Start With Confidence
- Rob Gronkowski: Gronk has been the TE2, TE41, and TE20 to start the season, certainly not why you drafted him early. The snaps have been great, though, and the target share (18.1%) is something that's always in reason with this offense. Once the efficiency comes, like we saw in Week 1, he's got week-winning upside.
- Travis Kelce: Kelce has come through the past two weeks, turning 20 targets into 15 catches, 223 yards, and 2 scores. Denver has given up 236 yards to tight ends on 17 targets, and they're 30th in Target Success Rate allowed to tight ends.
- Zach Ertz: Ertz has returned TE10, TE5, and TE11 results through 3 weeks despite being scoreless. He has totaled 33 targets in those games and has seen 5 targets from inside the 10. Tennessee's tight end defense looks tough on paper, but they've faced Miami, Houston, and Jacksonville.
- Jimmy Graham: Graham's target numbers have pumped up since a 4-target debut in Green Bay (he has 15 in 2 games since then). Despite his red zone build, 12 of his 19 targets have come from outside the 50, but he does have 3 targets from within the 10-yard line. As a heavy home favorite, Graham is in play for finally getting into the end zone.
- Trey Burton: The Bucs have surrendered 2 top-6 tight end performances and 3 top-12 outings already. Burton's 15 targets through Week 3 are kind of empty, as just 5 have been within the 50-yard line, but Chicago is a home favorite against a weak tight end defense.
- Kyle Rudolph: Rudolph bounced back from a 2-target opener to total 14 in the next two games. He's been a top-10 performer in every week, and this profiles as a game where the Vikings will need to put up points.
- Eric Ebron: Assuming Jack Doyle is questionable, Ebron would be a good play, but he didn't practice Wednesday. Houston has allowed 2 top-6 tight end outings to start the season, and Ebron has 6 end zone targets, tying him for 3rd in the NFL. He played 88.1% of snaps in Week 3 without Doyle. You really can't ask for a better workload.
Consider If Needed
- O.J. Howard: Howard has finished as the TE12, TE3, and TE9 despite scoring just once, and the Bears have let up a top-12 outing to a tight end in consecutive weeks. Howard has been getting more involved, too (2, 4, and 8 targets).
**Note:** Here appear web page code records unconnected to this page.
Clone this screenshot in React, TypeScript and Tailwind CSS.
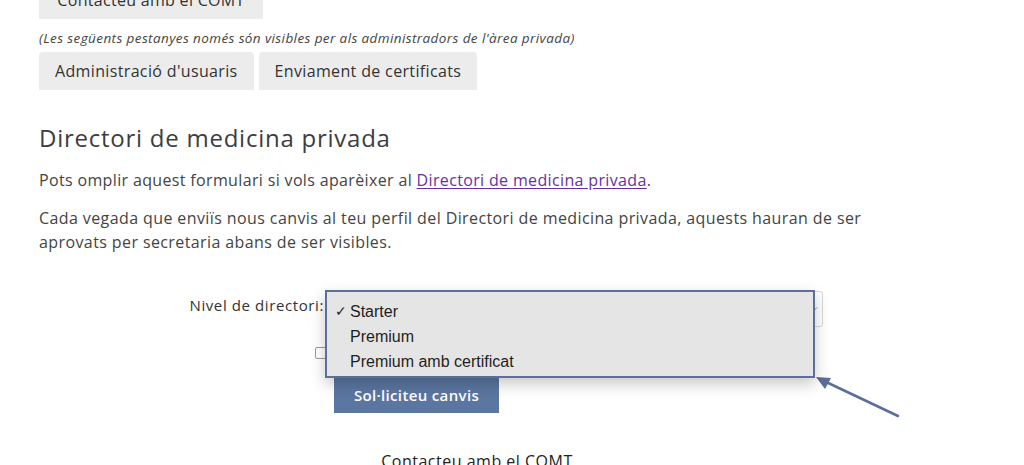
import React from "react";

const OPTIONS = [
  { label: "Starter", checked: true },
  { label: "Premium", checked: false },
  { label: "Premium amb certificat", checked: false },
];

const TABS = ["Administració d'usuaris", "Enviament de certificats"];

export default function App() {
  return (
    <div className="relative w-full h-[465px] bg-white overflow-hidden font-['Open_Sans',sans-serif] text-[#444]">
      <div className="px-[39px]">
        {/* Top tab, scrolled partly off screen */}
        <div className="-mt-[19px] h-[38px] w-[224px] flex items-center justify-center bg-[#ececec] rounded-t-[3px] text-[16px] tracking-[0.3px] text-[#333]">
          Contacteu amb el COMT
        </div>

        <p className="mt-[10px] h-[18px] text-[13.5px] italic tracking-[0.4px] leading-[18px] text-[#444]">
          (Les següents pestanyes només són visibles per als administradors de l'àrea privada)
        </p>

        <div className="mt-[5px] flex gap-[5px]">
          {TABS.map((t) => (
            <div
              key={t}
              className="h-[38px] px-4 flex items-center bg-[#ececec] rounded-t-[4px] text-[16px] tracking-[0.35px] text-[#333]"
            >
              {t}
            </div>
          ))}
        </div>

        <h2 className="mt-[32px] text-[24px] leading-[32px] font-medium tracking-[0.75px] text-[#3d3d3d]">
          Directori de medicina privada
        </h2>

        <p className="mt-[14px] text-[16px] leading-[24px] tracking-[0.35px]">
          Pots omplir aquest formulari si vols aparèixer al{" "}
          <a href="#" className="text-[#6a2fa3] underline underline-offset-2">
            Directori de medicina privada
          </a>
          .
        </p>

        <p className="mt-[14px] w-[845px] text-[16px] leading-[24px] tracking-[0.4px]">
          Cada vegada que enviïs nous canvis al teu perfil del Directori de medicina privada, aquests hauran de ser
          aprovats per secretaria abans de ser visibles.
        </p>

        {/* Form */}
        <div className="mt-[37px] flex items-center">
          <label className="w-[286px] mb-[8px] pr-[1px] text-right text-[15px] tracking-[0.6px] text-[#333]">
            Nivel de directori:
          </label>
          <div className="relative ml-[4px] w-[494px] h-[36px] bg-white border border-[#d8d8d8] rounded-[3px] flex items-center justify-end pr-[4px]">
            <svg width="8" height="6" viewBox="0 0 8 6" className="text-[#888]">
              <path d="M1 1.5 L4 4.5 L7 1.5" fill="none" stroke="currentColor" strokeWidth="1" />
            </svg>

            {/* Open dropdown list */}
            <div className="absolute left-[-5px] top-[-2px] z-10 w-[490px] h-[88px] bg-[#e5e5e5] border-2 border-[#5b6f98] shadow-[0_6px_14px_rgba(0,0,0,0.22)] pt-[7px] font-['Liberation_Sans',sans-serif] text-[16px] text-[#1f1f1f]">
              {OPTIONS.map((o) => (
                <div key={o.label} className="h-[25px] flex items-center">
                  <span className="w-[23px] pl-[8px] text-[14px]">{o.checked ? "✓" : ""}</span>
                  <span>{o.label}</span>
                </div>
              ))}
            </div>
          </div>
        </div>

        <div className="mt-[19px] ml-[276px] flex items-center h-[14px]">
          <span className="w-[12px] h-[12px] border border-[#999] rounded-[2px] bg-white" />
        </div>

        <button className="mt-[17px] ml-[295px] w-[165px] h-[36px] bg-[#5b76a1] text-white text-[15px] font-semibold tracking-[0.35px]">
          Sol·liciteu canvis
        </button>

        <p className="mt-[36px] text-center pr-[70px] text-[16px] tracking-[0.5px] text-[#222]">Contacteu amb el COMT</p>
      </div>

      {/* Annotation arrow */}
      <svg className="absolute left-0 top-0 pointer-events-none" width="1024" height="465">
        <line x1="898" y1="416" x2="824" y2="381" stroke="#5b6f98" strokeWidth="2.5" strokeLinecap="round" />
        <polygon points="816,377 831,378 825,389" fill="#5b6f98" />
      </svg>
    </div>
  );
}
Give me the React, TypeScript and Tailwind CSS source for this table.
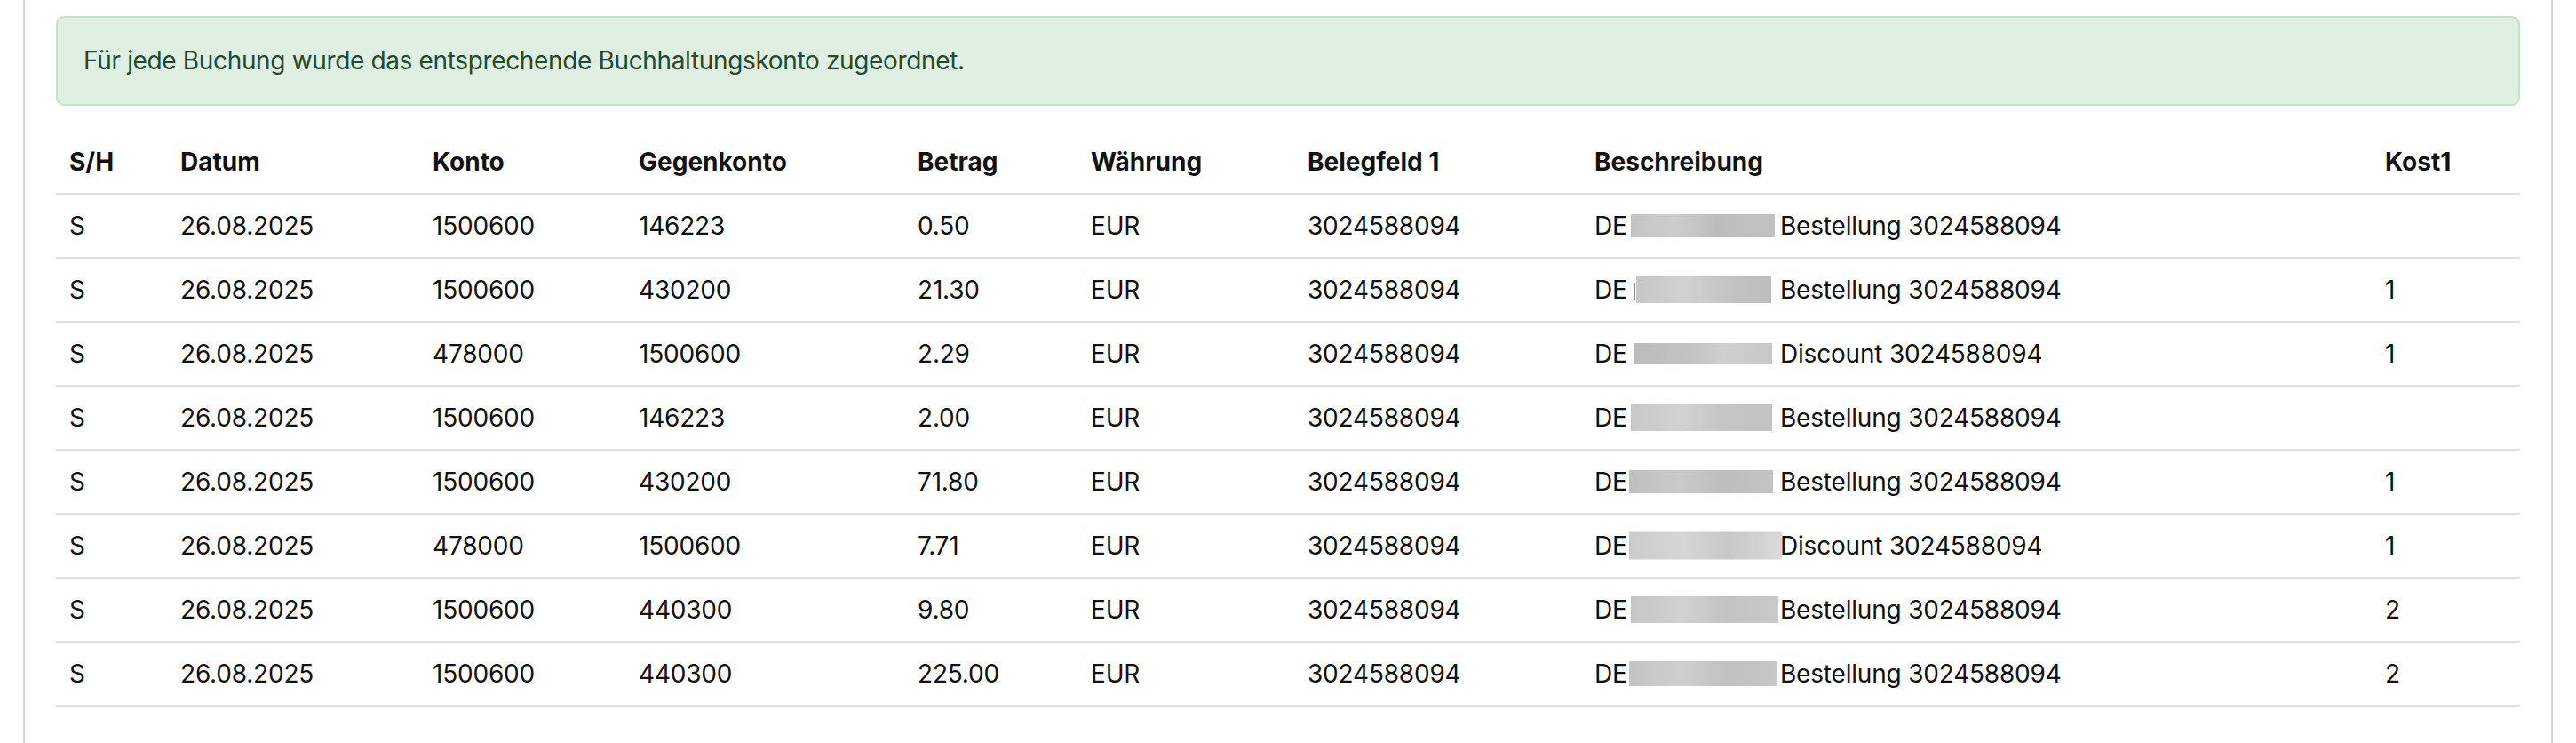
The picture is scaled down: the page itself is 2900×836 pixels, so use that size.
type Booking = {
    sh: string;
    datum: string;
    konto: string;
    gegenkonto: string;
    betrag: string;
    waehrung: string;
    beleg: string;
    text: string;
    kost: string;
    // redaction box over the hidden part of the description
    box: string;
    stub?: boolean;
};

const rows: Booking[] = [
    { sh: "S", datum: "26.08.2025", konto: "1500600", gegenkonto: "146223", betrag: "0.50", waehrung: "EUR", beleg: "3024588094", text: "Bestellung 3024588094", kost: "", box: "left-[41px] w-[162px] h-[26px] bg-[linear-gradient(90deg,#c4c4c4,#cdcdcd_30%,#bdbdbd_60%,#c2c2c2)]" },
    { sh: "S", datum: "26.08.2025", konto: "1500600", gegenkonto: "430200", betrag: "21.30", waehrung: "EUR", beleg: "3024588094", text: "Bestellung 3024588094", kost: "1", box: "left-[47px] w-[152px] h-[30px] bg-[linear-gradient(90deg,#c6c6c6,#d1d1d1_35%,#c3c3c3_70%,#bdbdbd)]", stub: true },
    { sh: "S", datum: "26.08.2025", konto: "478000", gegenkonto: "1500600", betrag: "2.29", waehrung: "EUR", beleg: "3024588094", text: "Discount 3024588094", kost: "1", box: "left-[45px] w-[155px] h-[24px] bg-[linear-gradient(90deg,#bcbcbc,#c2c2c2_40%,#cfcfcf_65%,#c7c7c7)]" },
    { sh: "S", datum: "26.08.2025", konto: "1500600", gegenkonto: "146223", betrag: "2.00", waehrung: "EUR", beleg: "3024588094", text: "Bestellung 3024588094", kost: "", box: "left-[41px] w-[159px] h-[30px] bg-[linear-gradient(90deg,#c8c8c8,#d2d2d2_35%,#c5c5c5_65%,#c3c3c3)]" },
    { sh: "S", datum: "26.08.2025", konto: "1500600", gegenkonto: "430200", betrag: "71.80", waehrung: "EUR", beleg: "3024588094", text: "Bestellung 3024588094", kost: "1", box: "left-[39px] w-[162px] h-[26px] bg-[linear-gradient(90deg,#c0c0c0,#cacaca_35%,#bdbdbd_65%,#c4c4c4)]" },
    { sh: "S", datum: "26.08.2025", konto: "478000", gegenkonto: "1500600", betrag: "7.71", waehrung: "EUR", beleg: "3024588094", text: "Discount 3024588094", kost: "1", box: "left-[39px] w-[172px] h-[31px] bg-[linear-gradient(90deg,#cbcbcb,#d6d6d6_35%,#c8c8c8_65%,#dadada)]" },
    { sh: "S", datum: "26.08.2025", konto: "1500600", gegenkonto: "440300", betrag: "9.80", waehrung: "EUR", beleg: "3024588094", text: "Bestellung 3024588094", kost: "2", box: "left-[41px] w-[166px] h-[30px] bg-[linear-gradient(90deg,#c6c6c6,#d1d1d1_35%,#c3c3c3_65%,#c9c9c9)]" },
    { sh: "S", datum: "26.08.2025", konto: "1500600", gegenkonto: "440300", betrag: "225.00", waehrung: "EUR", beleg: "3024588094", text: "Bestellung 3024588094", kost: "2", box: "left-[39px] w-[166px] h-[28px] bg-[linear-gradient(90deg,#c3c3c3,#cfcfcf_35%,#c1c1c1_65%,#c6c6c6)]" },
];

const headers = ["S/H", "Datum", "Konto", "Gegenkonto", "Betrag", "Währung", "Belegfeld 1", "Beschreibung", "Kost1"];

const cell = "border-b-2 border-[#dee2e6] px-[15px] py-[14px] text-left align-middle whitespace-nowrap";

export default function App() {
    return (
        <div className="min-h-[836px] bg-white font-['Inter','Liberation_Sans',sans-serif] text-[28px] leading-[42px] text-[#111]">
            <div className="ml-[26px] w-[2848px] min-h-[836px] border-x-2 border-[#d5d5d5] px-[35px] pt-[18px]">
                <div className="rounded-[9px] border-2 border-[#c3e4cb] bg-[#dff0e3] px-[29px] py-[27px] leading-[43px] tracking-[-0.35px] text-[#25492f]">
                    Für jede Buchung wurde das entsprechende Buchhaltungskonto zugeordnet.
                </div>

                <table className="mt-[28px] w-full table-fixed border-collapse tracking-[-0.2px]">
                    <colgroup>
                        <col className="w-[125px]" />
                        <col className="w-[284px]" />
                        <col className="w-[232px]" />
                        <col className="w-[314px]" />
                        <col className="w-[195px]" />
                        <col className="w-[244px]" />
                        <col className="w-[323px]" />
                        <col className="w-[890px]" />
                        <col className="w-[167px]" />
                    </colgroup>
                    <thead>
                        <tr>
                            {headers.map((h) => (
                                <th key={h} className={`${cell} font-bold tracking-normal`}>{h}</th>
                            ))}
                        </tr>
                    </thead>
                    <tbody>
                        {rows.map((r, i) => (
                            <tr key={i}>
                                <td className={cell}>{r.sh}</td>
                                <td className={cell}>{r.datum}</td>
                                <td className={cell}>{r.konto}</td>
                                <td className={cell}>{r.gegenkonto}</td>
                                <td className={cell}>{r.betrag}</td>
                                <td className={cell}>{r.waehrung}</td>
                                <td className={cell}>{r.beleg}</td>
                                <td className={cell}>
                                    <div className="flex items-center">
                                        <span className="relative flex h-[42px] w-[209px] shrink-0 items-center">
                                            DE
                                            {r.stub && <span className="absolute left-[44px] top-[13px] h-[19px] w-[2px] bg-[#8a8a8a]" />}
                                            <span className={`absolute top-1/2 -translate-y-1/2 ${r.box}`} />
                                        </span>
                                        <span>{r.text}</span>
                                    </div>
                                </td>
                                <td className={cell}>{r.kost}</td>
                            </tr>
                        ))}
                    </tbody>
                </table>
            </div>
        </div>
    );
}
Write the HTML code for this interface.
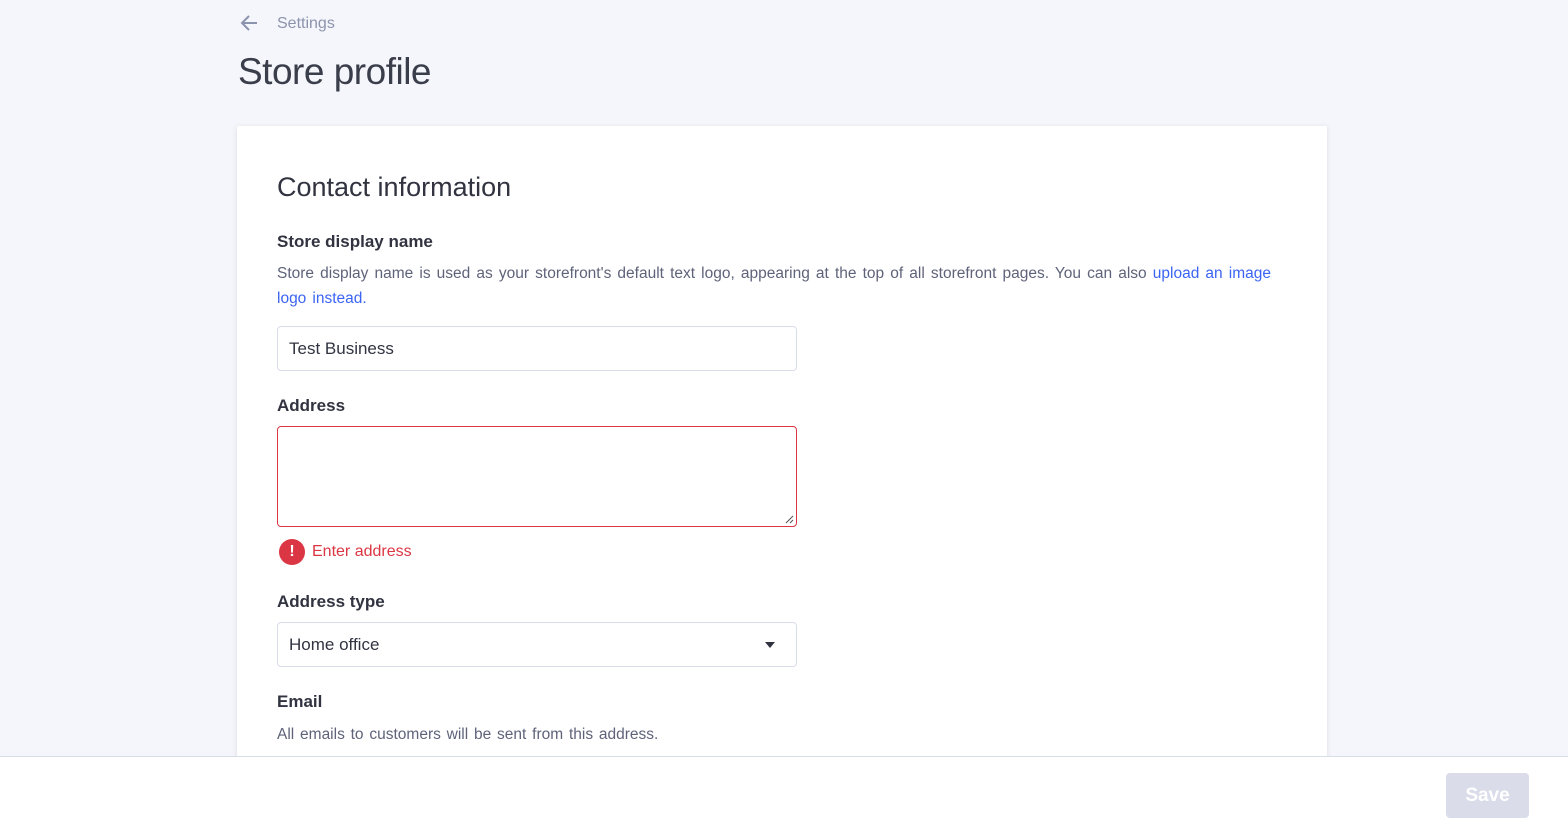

- Tyler Eifert: Eifert's snap rate has jumped from 40.0% to 64.5% and 64.6% the past two weeks, and he saw 8 targets last week. Surprisingly, just 2 of his 15 targets have featured him inside the 10, while 9 were outside the 50. It's been Boyd and Green near the end zone this year. Still, the Falcons have given up 2 top-12 tight end outings already this season.
- Austin Hooper: Hooper has played at least 84.0% of snaps each week and has seen 4, 5, and 4 targets, 2 of which were end zone targets. As a home favorite with a high implied team total, Hooper checks the boxes, though he's been touchdown-dependent early on and hasn't cleared 60 yards in a game.
- Vance McDonald: Vance has returned to see 10 targets on 69 snaps, a 14.5% rate, 6th among all tight ends with at least 20 snaps per game, via FantasyData. Baltimore has been tough on low-end tight ends, but Vance is Pittsburgh's third option right now.
- Benjamin Watson: Watson has had 4, 5, and 6 targets but no scores despite 3 targets from inside the 10. You're banking on a touchdown from him, which isn't out of the question, and he's been the TE12 twice without scoring yet. The Giants haven't given up much to tight ends yet, but they've faced some low-end producers from Jacksonville, Dallas, and Houston.
- Jared Cook: Cook has 5 targets from inside the 10 but no touchdowns to show for it. He's been the TE1, TE19, and TE27 through 3 weeks, and Cleveland has given up the 5th-most fantasy points per target to tight ends.
Bench If Possible
- George Kittle: Kittle saw 20 of Beathard's 224 attempts (8.9%) last year and caught just 10 for 120 yards. Kittle is no longer a locked-in TE1.
- David Njoku: Njoku's targets fell from 7 and 7 in the first 2 weeks to just 2 in Week 3, though both of those looks came from Mayfield. Njoku's snaps are still high (87.6%, 74.2%, and 80.5%). The Raiders haven't faced any big-time tight ends yet (they've faced the Rams, Broncos, and Dolphins), so Njoku could bust out here. But in a standard-sized league, you likely don't need to risk him. He's not a must-sit: he's a player to bench if you have a viable alternative.
- Will Dissly: Dissly is owned in a lot of leagues after a TE3 and TE8 start, but he's maxed out at 5 targets and 3 catches, and he's played 57.9%, 71.2%, and 56.5% of snaps. Drop him.